# Hunleys first vet visit



## queenladydragon (Jul 20, 2015)

(If this is not in the correct section please move to proper area thank you)

This past Wednesday, Hunley had his first vet visit. clean bill of health. Got his first set of shots and he did great. No sound when they used the needle and no complaint when they administered the oral deworming meds. What a trooper. I was surprised by his weight though, did not expect him to weigh 5.5lbs already (he seems so much lighter) . So I asked and they guestimated he will be between 7 - 10 lbs. Not so tiny for a chi, but then again we were not planning on showing him, just loving him as a pet/family member.

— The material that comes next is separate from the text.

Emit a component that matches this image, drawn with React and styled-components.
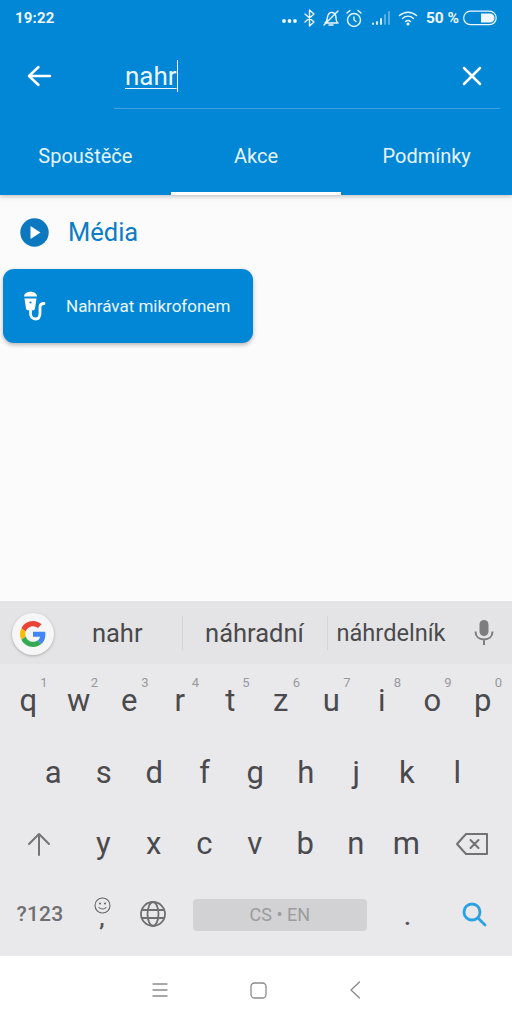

We have to go back in four weeks for the second part of the rabies vacc and then three/four weeks after that again to complete. Vet checked him for fleas and was surprised to find none so I explained what I use and will use. He did give me heartguard meds for him, which I will give him on August first, make it easier for me to remember the time frame (even though I can mark the box). When we came home he had his first raw meal, part of a chicken wing. But he managed it nicely.  yay, so proud of my little guy!!!


----------



## Jessicashield (Feb 13, 2015)

This is good news  glad hunley is fit and healthy!


----------



## Chiluv04 (Dec 19, 2013)

Way to go Hunley. 5.5 is a lot but not unheard of. I have two Chi's that are 7.6 lbs. So large chi's are pretty common. Lots of our members have purebreds and mixes that weigh above standard. I don't see Hunley getting to 10 lbs though. But we shall see 😊


----------



## queenladydragon (Jul 20, 2015)

I'm thinking he'll get to around 7-8lbs tops but if he reaches 10 so be it. He is an active little guy and as long as he is healthy its all good.


----------



## BasketMichele (Sep 9, 2014)

I think we always feel better once our new fur babies have their 1st vet visit and get the official clean bill of health. So happy for you and Hunley.


----------



## CuddlesMom (Feb 22, 2014)

Congratulations on the clean bill of health! Cuddles weighed 3.8 lbs when she got either her second or last set of puppy shots. She's now two years old and weighs 5 lbs. Sounds like Hunley's going to be a big Chi . Bigger is sometimes better, though, anyways. Maybe he won't be as fragile as a smaller Chi would .

Cuddles eats raw, too. It's amazing how well the little guys could chew bone. When Cuddles started eating raw meat, she didn't know what to do with it at first. Now, she's a pro, except when it comes to organs.


----------